- [WRITTEN TASK] For the listing below, give the count of lines containing the string "styles" and nothing else.

- [AVAILABLE DATA]
------------------------

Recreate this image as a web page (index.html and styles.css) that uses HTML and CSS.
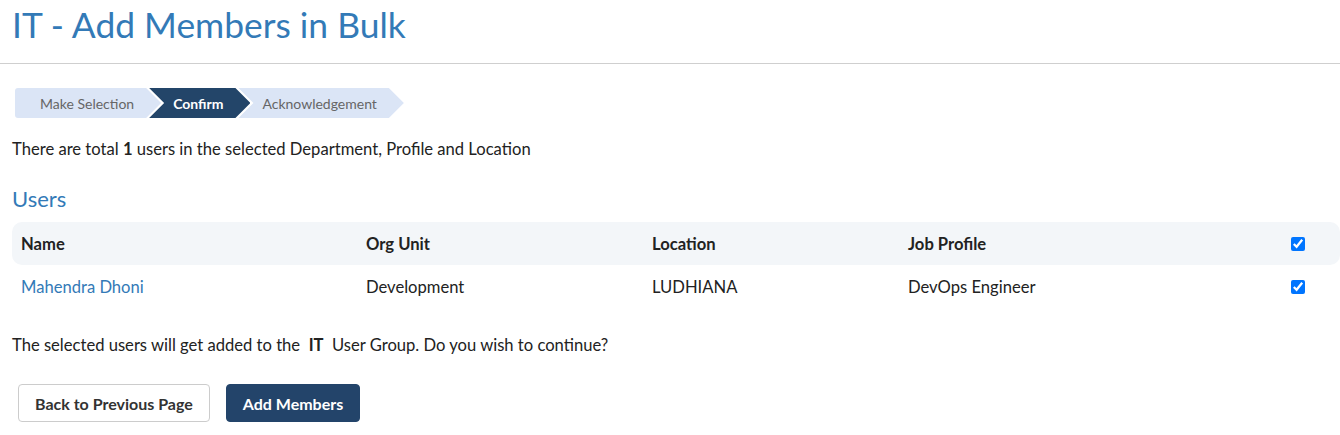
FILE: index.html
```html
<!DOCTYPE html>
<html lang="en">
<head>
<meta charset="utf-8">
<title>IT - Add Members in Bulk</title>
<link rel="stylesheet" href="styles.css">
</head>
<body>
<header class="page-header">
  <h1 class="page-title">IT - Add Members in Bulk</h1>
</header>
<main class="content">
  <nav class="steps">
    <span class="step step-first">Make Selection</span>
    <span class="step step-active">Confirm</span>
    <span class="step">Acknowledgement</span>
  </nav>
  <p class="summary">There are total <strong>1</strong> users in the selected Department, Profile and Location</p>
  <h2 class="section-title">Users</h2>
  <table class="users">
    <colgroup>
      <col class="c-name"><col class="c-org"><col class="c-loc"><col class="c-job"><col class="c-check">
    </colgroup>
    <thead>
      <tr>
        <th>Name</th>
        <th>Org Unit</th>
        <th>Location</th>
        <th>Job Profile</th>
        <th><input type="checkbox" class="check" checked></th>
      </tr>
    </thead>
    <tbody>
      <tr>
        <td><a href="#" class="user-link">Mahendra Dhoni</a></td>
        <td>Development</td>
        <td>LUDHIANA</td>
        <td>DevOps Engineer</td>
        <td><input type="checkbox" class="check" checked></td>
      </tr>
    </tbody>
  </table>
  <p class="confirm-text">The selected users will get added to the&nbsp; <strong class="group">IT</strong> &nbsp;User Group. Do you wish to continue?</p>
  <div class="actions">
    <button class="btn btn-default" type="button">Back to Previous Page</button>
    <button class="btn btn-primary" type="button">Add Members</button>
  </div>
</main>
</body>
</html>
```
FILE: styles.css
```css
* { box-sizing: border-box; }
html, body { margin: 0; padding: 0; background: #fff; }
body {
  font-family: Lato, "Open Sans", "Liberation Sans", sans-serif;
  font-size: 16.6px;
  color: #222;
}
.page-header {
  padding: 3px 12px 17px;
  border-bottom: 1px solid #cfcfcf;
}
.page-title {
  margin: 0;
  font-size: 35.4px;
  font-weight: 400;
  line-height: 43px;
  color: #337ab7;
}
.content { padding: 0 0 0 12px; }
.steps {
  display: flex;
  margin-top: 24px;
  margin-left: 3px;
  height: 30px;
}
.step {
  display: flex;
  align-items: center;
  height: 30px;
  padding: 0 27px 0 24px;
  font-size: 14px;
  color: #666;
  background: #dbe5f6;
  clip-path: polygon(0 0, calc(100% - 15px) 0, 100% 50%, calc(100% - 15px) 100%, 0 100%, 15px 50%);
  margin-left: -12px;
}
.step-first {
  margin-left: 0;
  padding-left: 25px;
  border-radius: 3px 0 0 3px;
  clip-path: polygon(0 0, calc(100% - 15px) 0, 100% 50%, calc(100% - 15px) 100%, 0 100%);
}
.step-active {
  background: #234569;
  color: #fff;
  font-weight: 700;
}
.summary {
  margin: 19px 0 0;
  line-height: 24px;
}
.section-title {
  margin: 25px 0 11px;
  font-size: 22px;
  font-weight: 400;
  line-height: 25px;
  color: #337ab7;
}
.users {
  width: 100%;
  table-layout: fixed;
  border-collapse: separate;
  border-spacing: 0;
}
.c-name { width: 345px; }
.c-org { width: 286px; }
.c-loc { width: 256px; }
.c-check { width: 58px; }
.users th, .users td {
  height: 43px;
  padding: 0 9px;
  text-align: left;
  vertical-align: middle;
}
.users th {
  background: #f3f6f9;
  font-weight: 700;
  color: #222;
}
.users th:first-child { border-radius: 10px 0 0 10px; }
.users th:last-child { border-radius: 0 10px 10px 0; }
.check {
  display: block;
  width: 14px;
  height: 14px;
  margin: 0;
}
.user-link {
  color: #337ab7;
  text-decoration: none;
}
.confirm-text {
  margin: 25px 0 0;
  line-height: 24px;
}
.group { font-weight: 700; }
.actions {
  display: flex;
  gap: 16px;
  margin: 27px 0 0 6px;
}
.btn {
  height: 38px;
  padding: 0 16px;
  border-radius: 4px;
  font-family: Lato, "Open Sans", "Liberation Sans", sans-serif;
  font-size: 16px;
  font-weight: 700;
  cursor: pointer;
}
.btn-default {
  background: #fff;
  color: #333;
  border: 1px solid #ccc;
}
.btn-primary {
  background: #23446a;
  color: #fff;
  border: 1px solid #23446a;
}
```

------------------------

- [REPLY TO THE TASK] 3